As such, we can work to protect privacy by both controlling the linkage of data from different sources as well as deliberately adding noise into data when aggregated and shared.

Health data have three broad purposes:

for direct care of an individual patient
for supporting and running services by aggregating individual-level data at the level of an organisation, service or cohort in order to monitor and improve services for those patients
for supporting research

There are more detailed examples at https://understandingpatientdata.org.uk/why

Not all health data are the same.

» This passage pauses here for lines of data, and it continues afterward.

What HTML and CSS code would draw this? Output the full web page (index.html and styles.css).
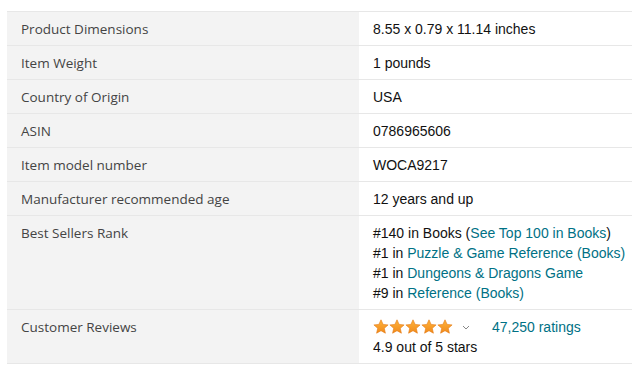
FILE: index.html
```html
<!DOCTYPE html>
<html>
<head>
<meta charset="utf-8">
<link rel="stylesheet" href="styles.css">
</head>
<body>
<svg width="0" height="0" class="defs">
  <defs>
    <linearGradient id="sg" x1="0" y1="0" x2="0" y2="1">
      <stop offset="0" stop-color="#ffb33a"/>
      <stop offset="1" stop-color="#f08a1c"/>
    </linearGradient>
    <symbol id="star" viewBox="0 0 16 16">
      <path d="M8 0.8l2.1 4.6 5 .5-3.8 3.4 1.1 4.9L8 11.7l-4.4 2.5 1.1-4.9L.9 5.9l5-.5z" fill="url(#sg)" stroke="#e47911" stroke-width="0.6" stroke-linejoin="round"/>
    </symbol>
  </defs>
</svg>
<div class="table">
  <div class="row"><div class="label">Product Dimensions</div><div class="value">8.55 x 0.79 x 11.14 inches</div></div>
  <div class="row"><div class="label">Item Weight</div><div class="value">1 pounds</div></div>
  <div class="row"><div class="label">Country of Origin</div><div class="value">USA</div></div>
  <div class="row"><div class="label">ASIN</div><div class="value">0786965606</div></div>
  <div class="row"><div class="label">Item model number</div><div class="value">WOCA9217</div></div>
  <div class="row"><div class="label">Manufacturer recommended age</div><div class="value">12 years and up</div></div>
  <div class="row"><div class="label">Best Sellers Rank</div>
    <div class="value">
      <div>#140 in Books (<a class="link">See Top 100 in Books</a>)</div>
      <div>#1 in <a class="link">Puzzle &amp; Game Reference (Books)</a></div>
      <div>#1 in <a class="link">Dungeons &amp; Dragons Game</a></div>
      <div>#9 in <a class="link">Reference (Books)</a></div>
    </div>
  </div>
  <div class="row"><div class="label">Customer Reviews</div>
    <div class="value">
      <div class="rating">
        <span class="stars">
          <svg class="star"><use href="#star"/></svg><svg class="star"><use href="#star"/></svg><svg class="star"><use href="#star"/></svg><svg class="star"><use href="#star"/></svg><svg class="star"><use href="#star"/></svg>
        </span>
        <svg class="chev" viewBox="0 0 8 5"><path d="M1 1l3 3 3-3" fill="none" stroke="#888" stroke-width="1"/></svg>
        <a class="link count">47,250 ratings</a>
      </div>
      <div>4.9 out of 5 stars</div>
    </div>
  </div>
</div>
</body>
</html>
```
FILE: styles.css
```css
html, body { margin: 0; padding: 0; background: #fff; }
body { padding: 11px 0 0 7px; }
.defs { position: absolute; }
.table {
  border-top: 1px solid #e7e7e7;
  font-size: 14px;
}
.row {
  display: grid;
  grid-template-columns: 352px 1fr;
  border-bottom: 1px solid #e7e7e7;
}
.label {
  background: #f3f3f3;
  color: #444;
  font-family: "Open Sans", "Noto Sans", sans-serif;
  font-size: 13.5px;
  line-height: 20px;
  padding: 7px 14px 6px 14px;
}
.value {
  color: #111;
  font-family: "Liberation Sans", Arial, sans-serif;
  line-height: 20px;
  padding: 7px 0 6px 14px;
  white-space: nowrap;
  min-width: 0;
}
.link { color: #007185; text-decoration: none; }
.rating { display: flex; align-items: center; height: 20px; }
.stars { display: flex; }
.star { width: 16px; height: 16px; }
.chev { width: 8px; height: 5px; margin-left: 9px; }
.count { margin-left: 22px; }
```
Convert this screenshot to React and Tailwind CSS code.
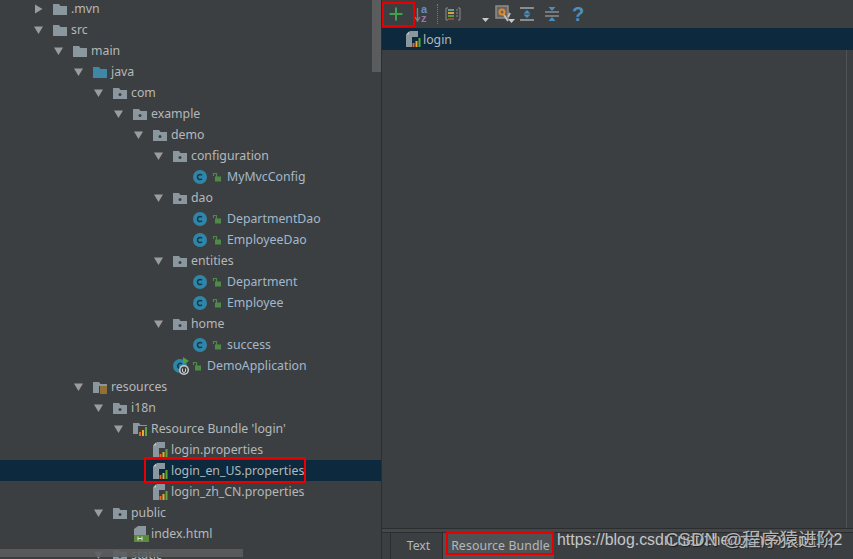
import React from 'react';

const tree = [
  { d: 0, arrow: 'right', icon: 'folder', label: '.mvn' },
  { d: 0, arrow: 'down', icon: 'folder', label: 'src' },
  { d: 1, arrow: 'down', icon: 'folder', label: 'main' },
  { d: 2, arrow: 'down', icon: 'source', label: 'java' },
  { d: 3, arrow: 'down', icon: 'pkg', label: 'com' },
  { d: 4, arrow: 'down', icon: 'pkg', label: 'example' },
  { d: 5, arrow: 'down', icon: 'pkg', label: 'demo' },
  { d: 6, arrow: 'down', icon: 'pkg', label: 'configuration' },
  { d: 7, icon: 'class', label: 'MyMvcConfig', blue: true },
  { d: 6, arrow: 'down', icon: 'pkg', label: 'dao' },
  { d: 7, icon: 'class', label: 'DepartmentDao', blue: true },
  { d: 7, icon: 'class', label: 'EmployeeDao', blue: true },
  { d: 6, arrow: 'down', icon: 'pkg', label: 'entities' },
  { d: 7, icon: 'class', label: 'Department', blue: true },
  { d: 7, icon: 'class', label: 'Employee', blue: true },
  { d: 6, arrow: 'down', icon: 'pkg', label: 'home' },
  { d: 7, icon: 'class', label: 'success', blue: true },
  { d: 6, icon: 'boot', label: 'DemoApplication', blue: true },
  { d: 2, arrow: 'down', icon: 'res', label: 'resources' },
  { d: 3, arrow: 'down', icon: 'pkg', label: 'i18n' },
  { d: 4, arrow: 'down', icon: 'bundle', label: "Resource Bundle 'login'" },
  { d: 5, icon: 'props', label: 'login.properties', tight: true },
  { d: 5, icon: 'props', label: 'login_en_US.properties', selected: true, tight: true },
  { d: 5, icon: 'props', label: 'login_zh_CN.properties', tight: true },
  { d: 3, arrow: 'down', icon: 'pkg', label: 'public' },
  { d: 4, icon: 'html', label: 'index.html', tight: true },
  { d: 3, arrow: 'down', icon: 'pkg', label: 'static' },
];

function Arrow({ dir }) {
  return (
    <svg width="10" height="10" viewBox="0 0 10 10" className="block">
      {dir === 'down' ? <path d="M0 1.500h9L4.500 9z" fill="#9a9c9e" /> : <path d="M1 0.500v9l7.500-4.500z" fill="#9a9c9e" />}
    </svg>
  );
}

function Bars({ x = 0, y = 0 }) {
  return (
    <g transform={`translate(${x} ${y})`}>
      <rect x="0" y="5" width="2" height="4" fill="#e8662a" />
      <rect x="3" y="3" width="2" height="6" fill="#eeaa2c" />
      <rect x="6" y="0" width="2" height="9" fill="#5aa83a" />
    </g>
  );
}

function FolderShape({ color }) {
  return <path d="M0 2h6l1.500 2H14v9H0z" fill={color} />;
}

function NodeIcon({ type }) {
  if (type === 'folder' || type === 'source') {
    return (
      <svg width="14" height="14" viewBox="0 0 14 14" className="block">
        <FolderShape color={type === 'source' ? '#3f87a6' : '#8b979f'} />
      </svg>
    );
  }
  if (type === 'pkg') {
    return (
      <svg width="14" height="14" viewBox="0 0 14 14" className="block">
        <FolderShape color="#8b979f" />
        <circle cx="7" cy="8.500" r="1.500" fill="#3c3f41" />
      </svg>
    );
  }
  if (type === 'res') {
    return (
      <svg width="15" height="14" viewBox="0 0 15 14" className="block">
        <FolderShape color="#8b979f" />
        <rect x="6" y="6" width="9" height="8" fill="#3c3f41" />
        <path d="M7 7h7M7 9h7M7 11h7M7 13h7" stroke="#e3a32d" strokeWidth="1" />
      </svg>
    );
  }
  if (type === 'bundle') {
    return (
      <svg width="15" height="15" viewBox="0 0 15 15" className="block">
        <FolderShape color="#8b979f" />
        <rect x="5" y="5" width="10" height="10" fill="#3c3f41" />
        <Bars x="6" y="6" />
      </svg>
    );
  }
  if (type === 'props') {
    return (
      <svg width="15" height="16" viewBox="0 0 15 16" className="block">
        <path d="M4 0h8v6H6v10H0V4z" fill="#8b979f" />
        <path d="M3 0.500v3H0z" fill="#c0c4c6" />
        <Bars x="6.500" y="7" />
      </svg>
    );
  }
  if (type === 'html') {
    return (
      <svg width="16" height="16" viewBox="0 0 16 16" className="block">
        <path d="M5 0h8v9H1V3z" fill="#8b979f" />
        <rect x="1" y="9" width="15" height="7" fill="#5b8a3c" />
        <path d="M5 10.500v4M9 10.500v4M5 12.500h4" stroke="#d8e6c8" strokeWidth="1" />
      </svg>
    );
  }
  if (type === 'class') {
    return (
      <svg width="14" height="14" viewBox="0 0 14 14" className="block">
        <circle cx="7" cy="7" r="7" fill="#2f86a8" />
        <path d="M9 5.200A2.600 2.600 0 1 0 9 8.800" fill="none" stroke="#143a4a" strokeWidth="1.500" />
      </svg>
    );
  }
  // spring boot main class
  return (
    <svg width="18" height="18" viewBox="0 0 18 18" className="block">
      <circle cx="7" cy="9" r="7" fill="#2f86a8" />
      <path d="M9 7A2.600 2.600 0 1 0 9 11" fill="none" stroke="#143a4a" strokeWidth="1.500" />
      <path d="M10 0l6 4-6 4z" fill="#4f9e3f" />
      <circle cx="11" cy="13" r="5" fill="#c9cbcd" />
      <circle cx="11" cy="13" r="3.500" fill="#3c3f41" />
      <path d="M9.500 11.500v2.500a1.500 1.500 0 0 0 3 0v-2.500" fill="none" stroke="#d0d2d4" strokeWidth="1" />
    </svg>
  );
}

function Lock() {
  return (
    <svg width="9" height="10" viewBox="0 0 9 10" className="block shrink-0">
      <path d="M1.500 4V1.500h3V5" fill="none" stroke="#4e8a45" strokeWidth="1.200" />
      <rect x="3" y="4.500" width="6" height="5" fill="#4e8a45" />
    </svg>
  );
}

function TreeRow({ node }) {
  const left = 34 + node.d * 20;
  return (
    <div className={`relative flex h-[21px] shrink-0 items-center whitespace-nowrap ${node.selected ? 'bg-[#0d293e]' : ''}`}>
      <div style={{ width: left }} className="shrink-0" />
      <div className="flex w-[19px] shrink-0 items-center">{node.arrow && <Arrow dir={node.arrow} />}</div>
      <div className={`flex shrink-0 items-center ${node.tight ? 'w-[18px]' : node.blue ? 'w-[19px]' : 'w-[18px]'}`}>
        <NodeIcon type={node.icon} />
      </div>
      {node.blue && <div className="mr-[6px]"><Lock /></div>}
      <span className={`pt-[2px] ${node.blue ? 'text-[#a3b8cc]' : 'text-[#b4b8ba]'}`}>{node.label}</span>
    </div>
  );
}

function Toolbar() {
  return (
    <div className="relative flex h-[28px] shrink-0 items-center pl-[7px]">
      {/* plus */}
      <svg width="14" height="14" viewBox="0 0 14 14" className="block"><path d="M7 0.500v13M0.500 7h13" stroke="#3fa34d" strokeWidth="2" /></svg>
      {/* sort a-z */}
      <svg width="15" height="24" viewBox="0 0 15 24" className="ml-[11px] block">
        <path d="M3.500 6v12M1 15l2.500 4 2.500-4" fill="none" stroke="#7d8082" strokeWidth="1.300" />
        <text x="7" y="11" fontSize="11" fontWeight="bold" fill="#5f93c4" fontFamily="Liberation Sans">a</text>
        <text x="7" y="20" fontSize="11" fontWeight="bold" fill="#9876aa" fontFamily="Liberation Sans">z</text>
      </svg>
      <div className="ml-[8px] h-[20px] border-l border-dotted border-[#77797b]" />
      {/* group */}
      <svg width="16" height="14" viewBox="0 0 16 14" className="ml-[7px] block">
        <path d="M3 1H1v12h2M13 1h2v12h-2" fill="none" stroke="#8a8c8e" strokeWidth="1" />
        <path d="M3 3h6" stroke="#5f9ea0" strokeWidth="2" />
        <path d="M3 6h6" stroke="#e3a32d" strokeWidth="2" />
        <path d="M3 9h6" stroke="#5a9e3a" strokeWidth="2" />
        <path d="M3 12h6" stroke="#d0644a" strokeWidth="1" />
        <path d="M11 3h2M11 6h2M11 9h2" stroke="#8a8c8e" strokeWidth="1" />
      </svg>
      <svg width="7" height="4" viewBox="0 0 7 4" className="ml-[21px] mt-[11px] block"><path d="M0 0h7L3.500 4z" fill="#c8cacc" /></svg>
      {/* settings */}
      <svg width="20" height="18" viewBox="0 0 20 18" className="ml-[6px] block">
        <rect x="1" y="1" width="12" height="12" fill="#6b6458" stroke="#8a8c8e" strokeWidth="1.500" />
        <circle cx="7" cy="7" r="2.500" fill="none" stroke="#d98b32" strokeWidth="2" />
        <path d="M9 10l4 6M15 8l-2 4" stroke="#b8babc" strokeWidth="2" />
        <path d="M13 14h7l-3.500 4z" fill="#c8cacc" />
      </svg>
      {/* expand */}
      <svg width="14" height="14" viewBox="0 0 14 14" className="ml-[5px] block">
        <path d="M0 1h14M0 13h14" stroke="#8a8c8e" strokeWidth="2" />
        <path d="M7 3l3.500 3.500h-7zM7 11l3.500-3.500h-7z" fill="#4a8fc0" />
      </svg>
      {/* collapse */}
      <svg width="14" height="14" viewBox="0 0 14 14" className="ml-[11px] block">
        <path d="M0 5h14M0 9h14" stroke="#8a8c8e" strokeWidth="1.500" />
        <path d="M7 4L3.500 0h7zM7 10l3.500 4h-7z" fill="#4a8fc0" />
      </svg>
      <span className="ml-[13px] text-[20px] leading-none font-bold text-[#4a8fc0] [font-family:'Liberation_Sans',sans-serif]">?</span>
    </div>
  );
}

export default function App() {
  return (
    <div className="relative flex h-[559px] w-[853px] overflow-hidden bg-[#3c3f41] text-[12.3px] [font-family:'Noto_Sans',sans-serif]">
      <div className="relative w-[381px] shrink-0 overflow-hidden">
        <div className="-mt-[2px] flex flex-col">
          {tree.map((node) => <TreeRow key={node.label} node={node} />)}
        </div>
        {/* scrollbars */}
        <div className="absolute top-0 right-0 h-[72px] w-[9px] bg-[#5a5c5e]" />
        <div className="absolute bottom-[2px] left-0 h-[8px] w-[243px] bg-[#5a5c5e]/90" />
      </div>
      <div className="flex flex-1 flex-col border-l border-[#2b2d2e]">
        <Toolbar />
        <div className="flex h-[22px] shrink-0 items-center bg-[#0d293e] pl-[24px] text-[#b4b8ba]">
          <div className="mr-[2px]"><NodeIcon type="props" /></div>
          <span className="pt-[2px]">login</span>
        </div>
        <div className="flex flex-1 justify-end">
          <div className="w-[7px] border-l border-[#505254]" />
        </div>
        <div className="h-[5px] shrink-0 border-y border-[#2b2d2e] bg-[#45484a]" />
        <div className="flex h-[26px] shrink-0">
          <div className="w-[9px] border-r border-[#2b2d2e]" />
          <div className="flex w-[52px] items-center justify-center border-r border-[#2b2d2e] pl-[4px] text-[#b4b8ba]">Text</div>
          <div className="flex w-[111px] items-center justify-center bg-[#4e5254] pl-[4px] tracking-[0.1px] text-[#b4b8ba]">Resource Bundle</div>
        </div>
      </div>

      {/* red annotation boxes */}
      <div className="absolute top-[2px] left-[382px] h-[25px] w-[33px] border-2 border-[#e80000]" />
      <div className="absolute top-[457px] left-[144px] h-[26px] w-[162px] border-2 border-[#e80000]" />
      <div className="absolute top-[532px] left-[446px] h-[23px] w-[108px] border-2 border-[#e80000]" />

      {/* watermarks */}
      <div className="absolute top-[530px] left-[557px] text-[15.9px] leading-[20px] whitespace-nowrap text-[#c4c6c8] [font-family:'Liberation_Sans',sans-serif]">https://blog.csdn.net/zhengzhaoyang122</div>
      <div className="absolute top-[529px] left-[665px] text-[18.7px] leading-[22px] whitespace-nowrap text-[#b4b6b8] [font-family:'Liberation_Sans','Noto_Sans_CJK_SC',sans-serif] [text-shadow:1px_1px_1px_#1c1c1c]">CSDN @程序猿进阶</div>
    </div>
  );
}
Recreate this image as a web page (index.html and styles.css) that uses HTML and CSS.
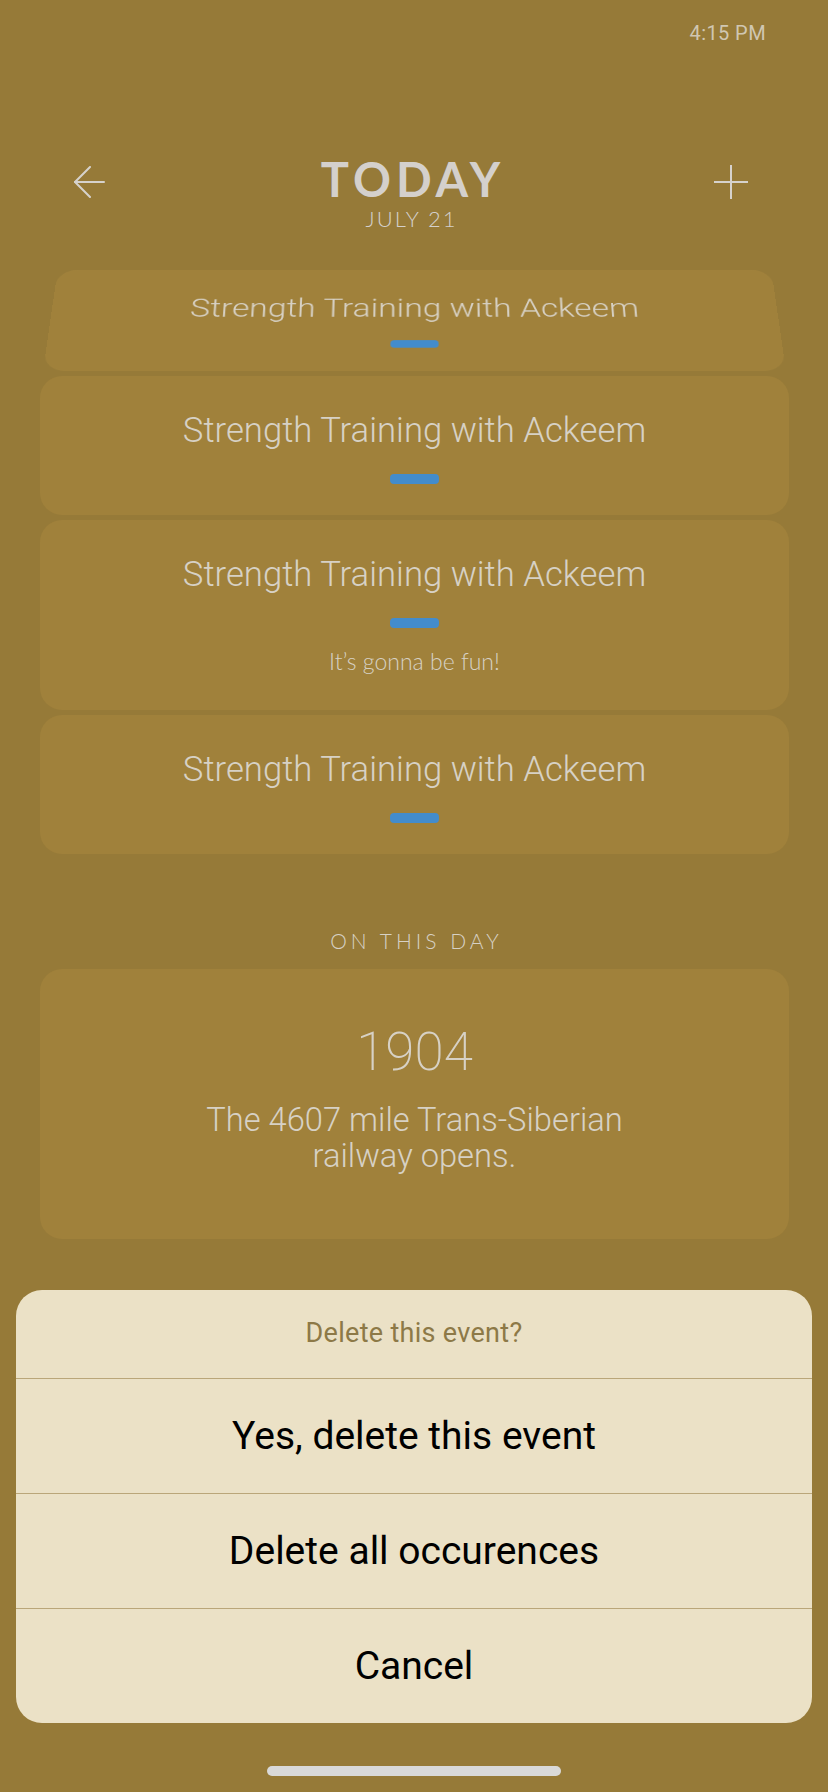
FILE: index.html
```html
<!DOCTYPE html>
<html lang="en">
<head>
<meta charset="utf-8">
<title>Today</title>
<link rel="stylesheet" href="styles.css">
</head>
<body>
<div class="screen">
  <div class="status"><span class="time">4:15 PM</span></div>

  <header class="header">
    <button class="icon-btn back" aria-label="Back">
      <svg width="32" height="32" viewBox="0 0 32 32" fill="none" stroke="currentColor" stroke-width="2" stroke-linecap="round" stroke-linejoin="round">
        <path d="M31 16 H2"/>
        <path d="M17 1 L2 16 L17 31"/>
      </svg>
    </button>
    <div class="title-block">
      <div class="title">TODAY</div>
      <div class="date">JULY 21</div>
    </div>
    <button class="icon-btn add" aria-label="Add">
      <svg width="34" height="34" viewBox="0 0 34 34" fill="none" stroke="currentColor" stroke-width="2">
        <path d="M17 0 V34"/>
        <path d="M0 17 H34"/>
      </svg>
    </button>
  </header>

  <main class="content">
    <div class="events">
      <div class="tilt-wrap">
        <div class="card event tilted">
          <div class="event-title">Strength Training with Ackeem</div>
          <div class="bar"></div>
        </div>
      </div>
      <div class="card event">
        <div class="event-title">Strength Training with Ackeem</div>
        <div class="bar"></div>
      </div>
      <div class="card event">
        <div class="event-title">Strength Training with Ackeem</div>
        <div class="bar"></div>
        <div class="event-note">It’s gonna be fun!</div>
      </div>
      <div class="card event">
        <div class="event-title">Strength Training with Ackeem</div>
        <div class="bar"></div>
      </div>
    </div>

    <div class="section-label">ON THIS DAY</div>
    <div class="card history">
      <div class="year">1904</div>
      <div class="history-text">The 4607 mile Trans-Siberian railway opens.</div>
    </div>
  </main>

  <div class="sheet" role="dialog">
    <div class="sheet-title">Delete this event?</div>
    <button class="sheet-btn">Yes, delete this event</button>
    <button class="sheet-btn">Delete all occurences</button>
    <button class="sheet-btn">Cancel</button>
  </div>

  <div class="home-indicator"></div>
</div>
</body>
</html>
```

FILE: styles.css
```css
* { box-sizing: border-box; }

html, body {
  margin: 0;
  padding: 0;
  background: #967a38;
}

.screen {
  position: relative;
  width: 828px;
  height: 1792px;
  overflow: hidden;
  background: #967a38;
  font-family: Roboto, "Liberation Sans", sans-serif;
  color: #d7d1c5;
}

.status {
  display: flex;
  justify-content: flex-end;
  padding: 21px 62px 0 0;
  height: 45px;
}

.time {
  font-family: Roboto, sans-serif;
  font-size: 20px;
  line-height: 24px;
  color: #d0c7b2;
  letter-spacing: 0.4px;
}

.header {
  display: grid;
  grid-template-columns: 1fr auto 1fr;
  align-items: start;
  margin-top: 111px;
  padding: 0 80px 0 73px;
}

.icon-btn {
  background: none;
  border: 0;
  padding: 0;
  color: #d6d2cc;
  display: flex;
  cursor: pointer;
}

.back {
  justify-self: start;
  margin-top: 10px;
}

.add {
  justify-self: end;
  margin-top: 9px;
}

.title-block {
  text-align: center;
  font-family: Lato, "Noto Sans", sans-serif;
  color: #d4d0cc;
}

.title {
  font-size: 47px;
  line-height: 47px;
  font-weight: 700;
  letter-spacing: 5px;
  margin-right: -5px;
}

.date {
  margin-top: 3px;
  font-size: 22px;
  line-height: 26px;
  font-weight: 300;
  letter-spacing: 2px;
  margin-right: -2px;
}

.content {
  padding: 0 39px 0 40px;
  margin-top: 38px;
}

.events {
  display: flex;
  flex-direction: column;
  gap: 5px;
}

.card {
  background: #a0813b;
  border-radius: 22px;
  text-align: center;
}

.event {
  padding: 33px 20px 31px;
}

.event-title {
  font-size: 34.7px;
  line-height: 42px;
  font-weight: 300;
  color: #d7d1c5;
}

.bar {
  width: 49px;
  height: 10px;
  border-radius: 4px;
  background: #438ccc;
  margin: 23px auto 0;
}

.event-note {
  margin-top: 19px;
  margin-bottom: 4px;
  font-family: Lato, "Noto Sans", sans-serif;
  font-size: 23px;
  line-height: 28px;
  font-weight: 300;
  color: #d7d1c5;
}

.tilt-wrap {
  height: 101px;
}

.tilted {
  margin-top: -38px;
  height: 139px;
  transform-origin: 50% 100%;
  transform: perspective(2150px) rotateX(40deg) scale(0.992);
}

.section-label {
  margin-top: 74px;
  text-align: center;
  font-family: Lato, "Noto Sans", sans-serif;
  font-size: 21px;
  line-height: 25px;
  font-weight: 300;
  letter-spacing: 4px;
  margin-right: -4px;
  color: #d7d1c5;
}

.history {
  margin-top: 16px;
  padding: 53px 40px 65px;
}

.year {
  font-size: 53px;
  line-height: 60px;
  font-weight: 200;
  color: #d7d1c5;
}

.history-text {
  margin: 20px auto 0;
  max-width: 450px;
  font-size: 32.7px;
  line-height: 36px;
  font-weight: 300;
  color: #d7d1c5;
}

.sheet {
  position: absolute;
  left: 16px;
  right: 16px;
  bottom: 69px;
  background: #ebe1c6;
  border-radius: 26px;
  overflow: hidden;
  display: flex;
  flex-direction: column;
}

.sheet-title {
  height: 88px;
  display: flex;
  align-items: center;
  justify-content: center;
  font-size: 27px;
  letter-spacing: 0.3px;
  color: #8d7947;
  padding-bottom: 2px;
}

.sheet-btn {
  height: 115px;
  border: 0;
  border-top: 1px solid #baa679;
  background: transparent;
  font-family: Roboto, "Liberation Sans", sans-serif;
  font-size: 39px;
  color: #000;
  padding: 0;
  cursor: pointer;
}

.home-indicator {
  position: absolute;
  left: 267px;
  bottom: 16px;
  width: 294px;
  height: 10px;
  border-radius: 5px;
  background: #d9d9d9;
}
```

For example, information relating to sexual health, termination of pregnancy, genetics, mental health, substance abuse, employment issues and stigmatising social data may, at the discretion of an individual, be considered quite differently from other health data.

Pharmaceutical companies and clinicians are interested in assessing the real-world outcomes of their treatments and projects like the Clinical Practice Research Datalink (CPRD) demonstrate the usefulness of this post-marketing surveillance.

Consent may be opt-in or opt-out and given implicitly or explicitly. When you sign up to a clinical research project, you must opt-in. When you don’t want your health data shared for secondary uses in NHS England, you can opt-out. When you attend a hospital and extend your arm in order to let someone take your blood, you have given implicit consent. When you sign a consent form for your appendicectomy, you give explicit consent. When you attend hospital unconscious and we work to treat you, we are working in your best interests. When your advance decision to refuse treatment (ADRT) states that you do not want cardiopulmonary resuscitation, to perform that act would be an act of assault.

The NHS England care.data project was halted in the face of widespread public criticism and loss of trust, despite the potential benefits for population health and clinical research.

One of the outcomes of the debacle was a renewed focus on building trust and obtaining consent. As a result, we must work to ensure that we organise health information to make it accessible subject to consent and control by the individual or their representative.

So what follows?

In essence, I have argued that we need a distributed equivalent of a master patient index designed for the Internet-era and driven by consent.

This index needs, itself, to be distributed and federated, and yet designed to protect privacy. My next blog post in this series touches on some of the potential technical standards and services required to support such a system.

Mark

PS My previous posts on pseudonymous consent and associated code were an experiment solving some of the issues that I’ve finally got around to documenting here.